+++ AVAILABLE DATA
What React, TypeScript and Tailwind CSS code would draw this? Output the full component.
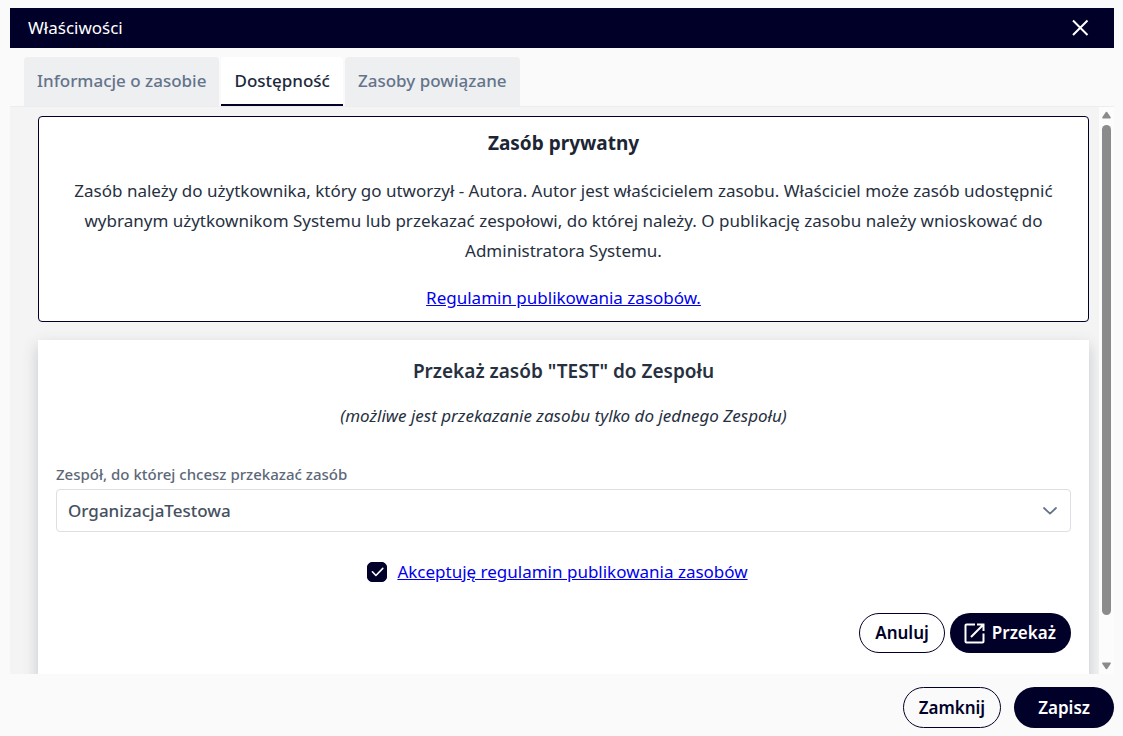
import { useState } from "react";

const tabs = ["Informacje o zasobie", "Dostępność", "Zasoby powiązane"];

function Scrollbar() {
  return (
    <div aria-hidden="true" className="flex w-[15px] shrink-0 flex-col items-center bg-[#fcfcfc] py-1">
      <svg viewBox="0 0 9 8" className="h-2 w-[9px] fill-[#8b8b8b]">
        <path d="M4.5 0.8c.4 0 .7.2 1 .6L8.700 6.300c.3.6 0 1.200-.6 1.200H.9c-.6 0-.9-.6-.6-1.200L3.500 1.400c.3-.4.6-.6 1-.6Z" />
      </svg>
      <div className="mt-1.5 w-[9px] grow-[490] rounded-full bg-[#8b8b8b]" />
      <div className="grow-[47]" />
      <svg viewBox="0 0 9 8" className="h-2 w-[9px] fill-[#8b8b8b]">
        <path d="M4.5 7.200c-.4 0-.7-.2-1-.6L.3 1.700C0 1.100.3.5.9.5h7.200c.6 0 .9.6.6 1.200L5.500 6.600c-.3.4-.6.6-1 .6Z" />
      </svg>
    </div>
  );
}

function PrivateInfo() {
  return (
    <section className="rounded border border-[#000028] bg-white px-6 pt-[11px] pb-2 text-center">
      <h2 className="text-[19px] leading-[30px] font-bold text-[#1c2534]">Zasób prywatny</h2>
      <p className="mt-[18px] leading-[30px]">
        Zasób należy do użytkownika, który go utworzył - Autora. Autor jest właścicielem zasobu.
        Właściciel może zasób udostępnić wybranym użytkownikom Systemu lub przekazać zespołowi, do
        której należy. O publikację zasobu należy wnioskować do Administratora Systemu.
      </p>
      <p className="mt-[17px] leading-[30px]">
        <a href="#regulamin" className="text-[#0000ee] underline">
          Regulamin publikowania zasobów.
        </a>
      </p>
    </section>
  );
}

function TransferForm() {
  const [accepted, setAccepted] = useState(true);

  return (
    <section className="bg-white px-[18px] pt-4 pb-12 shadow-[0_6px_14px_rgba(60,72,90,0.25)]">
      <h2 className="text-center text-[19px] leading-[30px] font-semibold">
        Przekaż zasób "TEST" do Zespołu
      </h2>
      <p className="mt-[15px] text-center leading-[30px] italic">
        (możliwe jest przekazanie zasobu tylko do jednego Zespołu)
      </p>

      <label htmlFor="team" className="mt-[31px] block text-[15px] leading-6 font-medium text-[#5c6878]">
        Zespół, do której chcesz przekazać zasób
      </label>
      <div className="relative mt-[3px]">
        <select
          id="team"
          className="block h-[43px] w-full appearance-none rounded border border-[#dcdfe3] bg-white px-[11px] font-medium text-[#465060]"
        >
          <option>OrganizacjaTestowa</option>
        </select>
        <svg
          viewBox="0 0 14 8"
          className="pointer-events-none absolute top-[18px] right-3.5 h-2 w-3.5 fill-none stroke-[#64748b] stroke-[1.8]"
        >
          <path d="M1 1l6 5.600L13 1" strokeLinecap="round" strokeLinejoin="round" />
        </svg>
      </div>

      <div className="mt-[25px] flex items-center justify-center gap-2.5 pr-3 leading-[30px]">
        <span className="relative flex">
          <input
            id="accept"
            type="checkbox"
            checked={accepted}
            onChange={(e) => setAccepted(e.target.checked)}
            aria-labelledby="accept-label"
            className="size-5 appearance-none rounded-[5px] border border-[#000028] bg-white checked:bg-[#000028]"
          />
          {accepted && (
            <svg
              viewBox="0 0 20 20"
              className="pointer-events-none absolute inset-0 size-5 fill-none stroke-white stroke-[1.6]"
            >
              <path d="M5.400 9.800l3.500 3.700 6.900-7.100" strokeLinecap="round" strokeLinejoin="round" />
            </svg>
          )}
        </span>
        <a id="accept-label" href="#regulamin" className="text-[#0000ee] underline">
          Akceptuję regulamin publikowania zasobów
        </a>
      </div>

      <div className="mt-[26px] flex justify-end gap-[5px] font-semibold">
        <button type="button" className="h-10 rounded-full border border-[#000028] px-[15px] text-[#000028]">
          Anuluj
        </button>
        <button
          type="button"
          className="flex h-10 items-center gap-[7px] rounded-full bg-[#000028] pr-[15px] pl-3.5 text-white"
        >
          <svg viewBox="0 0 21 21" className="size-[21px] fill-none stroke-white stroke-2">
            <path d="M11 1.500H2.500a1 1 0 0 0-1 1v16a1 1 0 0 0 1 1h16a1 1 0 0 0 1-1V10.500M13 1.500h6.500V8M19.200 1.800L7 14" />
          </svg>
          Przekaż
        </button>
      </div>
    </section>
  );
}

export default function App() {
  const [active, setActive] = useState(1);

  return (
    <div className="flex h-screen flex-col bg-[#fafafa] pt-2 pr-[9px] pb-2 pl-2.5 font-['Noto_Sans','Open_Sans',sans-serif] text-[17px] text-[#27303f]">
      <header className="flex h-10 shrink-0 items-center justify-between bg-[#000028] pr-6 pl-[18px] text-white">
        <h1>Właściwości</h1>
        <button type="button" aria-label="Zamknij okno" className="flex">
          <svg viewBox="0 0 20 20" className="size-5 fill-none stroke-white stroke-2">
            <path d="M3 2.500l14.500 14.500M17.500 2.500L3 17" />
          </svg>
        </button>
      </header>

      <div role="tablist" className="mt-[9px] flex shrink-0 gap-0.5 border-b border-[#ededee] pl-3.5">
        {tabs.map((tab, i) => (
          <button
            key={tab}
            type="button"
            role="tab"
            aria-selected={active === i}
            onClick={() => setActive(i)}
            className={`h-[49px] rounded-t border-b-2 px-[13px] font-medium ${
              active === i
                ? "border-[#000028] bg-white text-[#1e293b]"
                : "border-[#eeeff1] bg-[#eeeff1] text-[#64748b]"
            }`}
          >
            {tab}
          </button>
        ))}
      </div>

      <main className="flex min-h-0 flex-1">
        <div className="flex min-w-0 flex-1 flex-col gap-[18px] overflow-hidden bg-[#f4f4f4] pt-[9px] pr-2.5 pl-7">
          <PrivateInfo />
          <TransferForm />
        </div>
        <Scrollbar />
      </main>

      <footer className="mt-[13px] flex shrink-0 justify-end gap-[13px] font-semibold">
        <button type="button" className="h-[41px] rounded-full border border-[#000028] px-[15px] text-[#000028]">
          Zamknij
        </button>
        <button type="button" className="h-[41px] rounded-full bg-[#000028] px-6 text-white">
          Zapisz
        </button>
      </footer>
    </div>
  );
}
++++++
Leaving the pictures aside, transcribe the entire listing exactly.

- RESPONSE TO THIS TASK:
What React, TypeScript and Tailwind CSS code would draw this? Output the full component.
import { useState } from "react";

const tabs = ["Informacje o zasobie", "Dostępność", "Zasoby powiązane"];

function Scrollbar() {
  return (
    <div aria-hidden="true" className="flex w-[15px] shrink-0 flex-col items-center bg-[#fcfcfc] py-1">
      <svg viewBox="0 0 9 8" className="h-2 w-[9px] fill-[#8b8b8b]">
        <path d="M4.5 0.8c.4 0 .7.2 1 .6L8.700 6.300c.3.6 0 1.200-.6 1.200H.9c-.6 0-.9-.6-.6-1.200L3.500 1.400c.3-.4.6-.6 1-.6Z" />
      </svg>
      <div className="mt-1.5 w-[9px] grow-[490] rounded-full bg-[#8b8b8b]" />
      <div className="grow-[47]" />
      <svg viewBox="0 0 9 8" className="h-2 w-[9px] fill-[#8b8b8b]">
        <path d="M4.5 7.200c-.4 0-.7-.2-1-.6L.3 1.700C0 1.100.3.5.9.5h7.200c.6 0 .9.6.6 1.200L5.500 6.600c-.3.4-.6.6-1 .6Z" />
      </svg>
    </div>
  );
}

function PrivateInfo() {
  return (
    <section className="rounded border border-[#000028] bg-white px-6 pt-[11px] pb-2 text-center">
      <h2 className="text-[19px] leading-[30px] font-bold text-[#1c2534]">Zasób prywatny</h2>
      <p className="mt-[18px] leading-[30px]">
        Zasób należy do użytkownika, który go utworzył - Autora. Autor jest właścicielem zasobu.
        Właściciel może zasób udostępnić wybranym użytkownikom Systemu lub przekazać zespołowi, do
        której należy. O publikację zasobu należy wnioskować do Administratora Systemu.
      </p>
      <p className="mt-[17px] leading-[30px]">
        <a href="#regulamin" className="text-[#0000ee] underline">
          Regulamin publikowania zasobów.
        </a>
      </p>
    </section>
  );
}

function TransferForm() {
  const [accepted, setAccepted] = useState(true);

  return (
    <section className="bg-white px-[18px] pt-4 pb-12 shadow-[0_6px_14px_rgba(60,72,90,0.25)]">
      <h2 className="text-center text-[19px] leading-[30px] font-semibold">
        Przekaż zasób "TEST" do Zespołu
      </h2>
      <p className="mt-[15px] text-center leading-[30px] italic">
        (możliwe jest przekazanie zasobu tylko do jednego Zespołu)
      </p>

      <label htmlFor="team" className="mt-[31px] block text-[15px] leading-6 font-medium text-[#5c6878]">
        Zespół, do której chcesz przekazać zasób
      </label>
      <div className="relative mt-[3px]">
        <select
          id="team"
          className="block h-[43px] w-full appearance-none rounded border border-[#dcdfe3] bg-white px-[11px] font-medium text-[#465060]"
        >
          <option>OrganizacjaTestowa</option>
        </select>
        <svg
          viewBox="0 0 14 8"
          className="pointer-events-none absolute top-[18px] right-3.5 h-2 w-3.5 fill-none stroke-[#64748b] stroke-[1.8]"
        >
          <path d="M1 1l6 5.600L13 1" strokeLinecap="round" strokeLinejoin="round" />
        </svg>
      </div>

      <div className="mt-[25px] flex items-center justify-center gap-2.5 pr-3 leading-[30px]">
        <span className="relative flex">
          <input
            id="accept"
            type="checkbox"
            checked={accepted}
            onChange={(e) => setAccepted(e.target.checked)}
            aria-labelledby="accept-label"
            className="size-5 appearance-none rounded-[5px] border border-[#000028] bg-white checked:bg-[#000028]"
          />
          {accepted && (
            <svg
              viewBox="0 0 20 20"
              className="pointer-events-none absolute inset-0 size-5 fill-none stroke-white stroke-[1.6]"
            >
              <path d="M5.400 9.800l3.500 3.700 6.900-7.100" strokeLinecap="round" strokeLinejoin="round" />
            </svg>
          )}
        </span>
        <a id="accept-label" href="#regulamin" className="text-[#0000ee] underline">
          Akceptuję regulamin publikowania zasobów
        </a>
      </div>

      <div className="mt-[26px] flex justify-end gap-[5px] font-semibold">
        <button type="button" className="h-10 rounded-full border border-[#000028] px-[15px] text-[#000028]">
          Anuluj
        </button>
        <button
          type="button"
          className="flex h-10 items-center gap-[7px] rounded-full bg-[#000028] pr-[15px] pl-3.5 text-white"
        >
          <svg viewBox="0 0 21 21" className="size-[21px] fill-none stroke-white stroke-2">
            <path d="M11 1.500H2.500a1 1 0 0 0-1 1v16a1 1 0 0 0 1 1h16a1 1 0 0 0 1-1V10.500M13 1.500h6.500V8M19.200 1.800L7 14" />
          </svg>
          Przekaż
        </button>
      </div>
    </section>
  );
}

export default function App() {
  const [active, setActive] = useState(1);

  return (
    <div className="flex h-screen flex-col bg-[#fafafa] pt-2 pr-[9px] pb-2 pl-2.5 font-['Noto_Sans','Open_Sans',sans-serif] text-[17px] text-[#27303f]">
      <header className="flex h-10 shrink-0 items-center justify-between bg-[#000028] pr-6 pl-[18px] text-white">
        <h1>Właściwości</h1>
        <button type="button" aria-label="Zamknij okno" className="flex">
          <svg viewBox="0 0 20 20" className="size-5 fill-none stroke-white stroke-2">
            <path d="M3 2.500l14.500 14.500M17.500 2.500L3 17" />
          </svg>
        </button>
      </header>

      <div role="tablist" className="mt-[9px] flex shrink-0 gap-0.5 border-b border-[#ededee] pl-3.5">
        {tabs.map((tab, i) => (
          <button
            key={tab}
            type="button"
            role="tab"
            aria-selected={active === i}
            onClick={() => setActive(i)}
            className={`h-[49px] rounded-t border-b-2 px-[13px] font-medium ${
              active === i
                ? "border-[#000028] bg-white text-[#1e293b]"
                : "border-[#eeeff1] bg-[#eeeff1] text-[#64748b]"
            }`}
          >
            {tab}
          </button>
        ))}
      </div>

      <main className="flex min-h-0 flex-1">
        <div className="flex min-w-0 flex-1 flex-col gap-[18px] overflow-hidden bg-[#f4f4f4] pt-[9px] pr-2.5 pl-7">
          <PrivateInfo />
          <TransferForm />
        </div>
        <Scrollbar />
      </main>

      <footer className="mt-[13px] flex shrink-0 justify-end gap-[13px] font-semibold">
        <button type="button" className="h-[41px] rounded-full border border-[#000028] px-[15px] text-[#000028]">
          Zamknij
        </button>
        <button type="button" className="h-[41px] rounded-full bg-[#000028] px-6 text-white">
          Zapisz
        </button>
      </footer>
    </div>
  );
}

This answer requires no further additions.